* [WHAT YOU HAVE TO DO] Write out each line of the listing as it stands, without the images.

* [DATA]
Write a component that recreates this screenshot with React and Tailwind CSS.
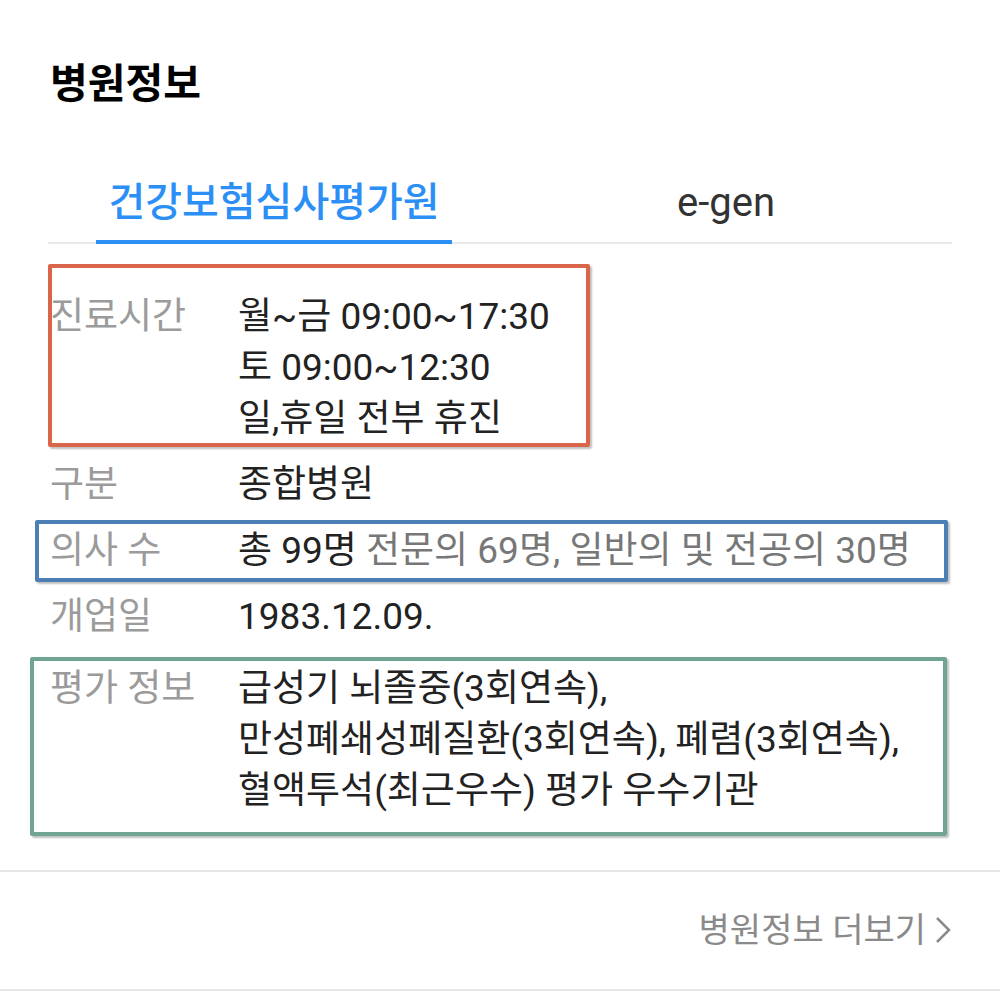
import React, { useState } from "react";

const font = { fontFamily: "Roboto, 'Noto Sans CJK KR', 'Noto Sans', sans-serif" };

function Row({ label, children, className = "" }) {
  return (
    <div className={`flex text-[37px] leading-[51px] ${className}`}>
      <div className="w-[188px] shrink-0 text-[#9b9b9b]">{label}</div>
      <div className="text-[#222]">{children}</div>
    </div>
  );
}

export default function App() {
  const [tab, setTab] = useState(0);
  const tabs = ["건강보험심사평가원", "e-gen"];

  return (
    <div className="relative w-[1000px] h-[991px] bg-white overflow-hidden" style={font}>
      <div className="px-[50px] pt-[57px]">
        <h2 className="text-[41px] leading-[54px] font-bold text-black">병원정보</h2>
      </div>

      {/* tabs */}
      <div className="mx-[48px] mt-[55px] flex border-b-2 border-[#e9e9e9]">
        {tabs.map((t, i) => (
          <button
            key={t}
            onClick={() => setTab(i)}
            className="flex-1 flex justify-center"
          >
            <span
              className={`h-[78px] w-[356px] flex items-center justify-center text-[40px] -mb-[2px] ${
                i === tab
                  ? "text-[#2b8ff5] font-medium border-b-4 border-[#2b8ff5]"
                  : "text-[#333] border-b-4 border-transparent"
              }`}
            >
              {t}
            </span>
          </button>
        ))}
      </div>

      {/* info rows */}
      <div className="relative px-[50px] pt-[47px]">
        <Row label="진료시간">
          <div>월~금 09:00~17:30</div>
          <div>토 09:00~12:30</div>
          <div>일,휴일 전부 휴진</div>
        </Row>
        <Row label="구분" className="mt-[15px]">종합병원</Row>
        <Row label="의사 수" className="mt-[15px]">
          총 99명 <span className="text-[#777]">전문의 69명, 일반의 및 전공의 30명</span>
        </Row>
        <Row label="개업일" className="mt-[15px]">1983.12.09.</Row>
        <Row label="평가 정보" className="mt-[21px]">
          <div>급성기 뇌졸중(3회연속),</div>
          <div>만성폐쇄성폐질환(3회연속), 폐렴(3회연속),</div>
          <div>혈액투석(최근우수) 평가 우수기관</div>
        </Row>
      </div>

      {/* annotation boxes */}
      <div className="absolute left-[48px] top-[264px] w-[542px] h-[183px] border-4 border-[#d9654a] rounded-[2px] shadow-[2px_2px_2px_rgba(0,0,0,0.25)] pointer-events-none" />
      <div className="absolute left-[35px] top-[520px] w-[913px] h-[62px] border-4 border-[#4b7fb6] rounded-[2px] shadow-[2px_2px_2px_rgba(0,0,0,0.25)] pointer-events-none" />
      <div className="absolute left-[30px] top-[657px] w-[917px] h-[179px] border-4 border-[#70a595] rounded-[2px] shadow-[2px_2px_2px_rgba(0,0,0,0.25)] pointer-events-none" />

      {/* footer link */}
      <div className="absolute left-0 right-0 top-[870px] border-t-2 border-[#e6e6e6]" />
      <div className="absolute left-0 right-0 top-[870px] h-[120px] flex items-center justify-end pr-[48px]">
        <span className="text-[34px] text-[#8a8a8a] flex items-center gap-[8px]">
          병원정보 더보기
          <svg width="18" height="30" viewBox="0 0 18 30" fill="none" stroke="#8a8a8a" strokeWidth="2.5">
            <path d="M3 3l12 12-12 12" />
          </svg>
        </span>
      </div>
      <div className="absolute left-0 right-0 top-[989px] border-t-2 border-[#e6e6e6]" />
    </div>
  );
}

* [EXERCISE ANSWER]
Write a component that recreates this screenshot with React and Tailwind CSS.
import React, { useState } from "react";

const font = { fontFamily: "Roboto, 'Noto Sans CJK KR', 'Noto Sans', sans-serif" };

function Row({ label, children, className = "" }) {
  return (
    <div className={`flex text-[37px] leading-[51px] ${className}`}>
      <div className="w-[188px] shrink-0 text-[#9b9b9b]">{label}</div>
      <div className="text-[#222]">{children}</div>
    </div>
  );
}

export default function App() {
  const [tab, setTab] = useState(0);
  const tabs = ["건강보험심사평가원", "e-gen"];

  return (
    <div className="relative w-[1000px] h-[991px] bg-white overflow-hidden" style={font}>
      <div className="px-[50px] pt-[57px]">
        <h2 className="text-[41px] leading-[54px] font-bold text-black">병원정보</h2>
      </div>

      {/* tabs */}
      <div className="mx-[48px] mt-[55px] flex border-b-2 border-[#e9e9e9]">
        {tabs.map((t, i) => (
          <button
            key={t}
            onClick={() => setTab(i)}
            className="flex-1 flex justify-center"
          >
            <span
              className={`h-[78px] w-[356px] flex items-center justify-center text-[40px] -mb-[2px] ${
                i === tab
                  ? "text-[#2b8ff5] font-medium border-b-4 border-[#2b8ff5]"
                  : "text-[#333] border-b-4 border-transparent"
              }`}
            >
              {t}
            </span>
          </button>
        ))}
      </div>

      {/* info rows */}
      <div className="relative px-[50px] pt-[47px]">
        <Row label="진료시간">
          <div>월~금 09:00~17:30</div>
          <div>토 09:00~12:30</div>
          <div>일,휴일 전부 휴진</div>
        </Row>
        <Row label="구분" className="mt-[15px]">종합병원</Row>
        <Row label="의사 수" className="mt-[15px]">
          총 99명 <span className="text-[#777]">전문의 69명, 일반의 및 전공의 30명</span>
        </Row>
        <Row label="개업일" className="mt-[15px]">1983.12.09.</Row>
        <Row label="평가 정보" className="mt-[21px]">
          <div>급성기 뇌졸중(3회연속),</div>
          <div>만성폐쇄성폐질환(3회연속), 폐렴(3회연속),</div>
          <div>혈액투석(최근우수) 평가 우수기관</div>
        </Row>
      </div>

      {/* annotation boxes */}
      <div className="absolute left-[48px] top-[264px] w-[542px] h-[183px] border-4 border-[#d9654a] rounded-[2px] shadow-[2px_2px_2px_rgba(0,0,0,0.25)] pointer-events-none" />
      <div className="absolute left-[35px] top-[520px] w-[913px] h-[62px] border-4 border-[#4b7fb6] rounded-[2px] shadow-[2px_2px_2px_rgba(0,0,0,0.25)] pointer-events-none" />
      <div className="absolute left-[30px] top-[657px] w-[917px] h-[179px] border-4 border-[#70a595] rounded-[2px] shadow-[2px_2px_2px_rgba(0,0,0,0.25)] pointer-events-none" />

      {/* footer link */}
      <div className="absolute left-0 right-0 top-[870px] border-t-2 border-[#e6e6e6]" />
      <div className="absolute left-0 right-0 top-[870px] h-[120px] flex items-center justify-end pr-[48px]">
        <span className="text-[34px] text-[#8a8a8a] flex items-center gap-[8px]">
          병원정보 더보기
          <svg width="18" height="30" viewBox="0 0 18 30" fill="none" stroke="#8a8a8a" strokeWidth="2.5">
            <path d="M3 3l12 12-12 12" />
          </svg>
        </span>
      </div>
      <div className="absolute left-0 right-0 top-[989px] border-t-2 border-[#e6e6e6]" />
    </div>
  );
}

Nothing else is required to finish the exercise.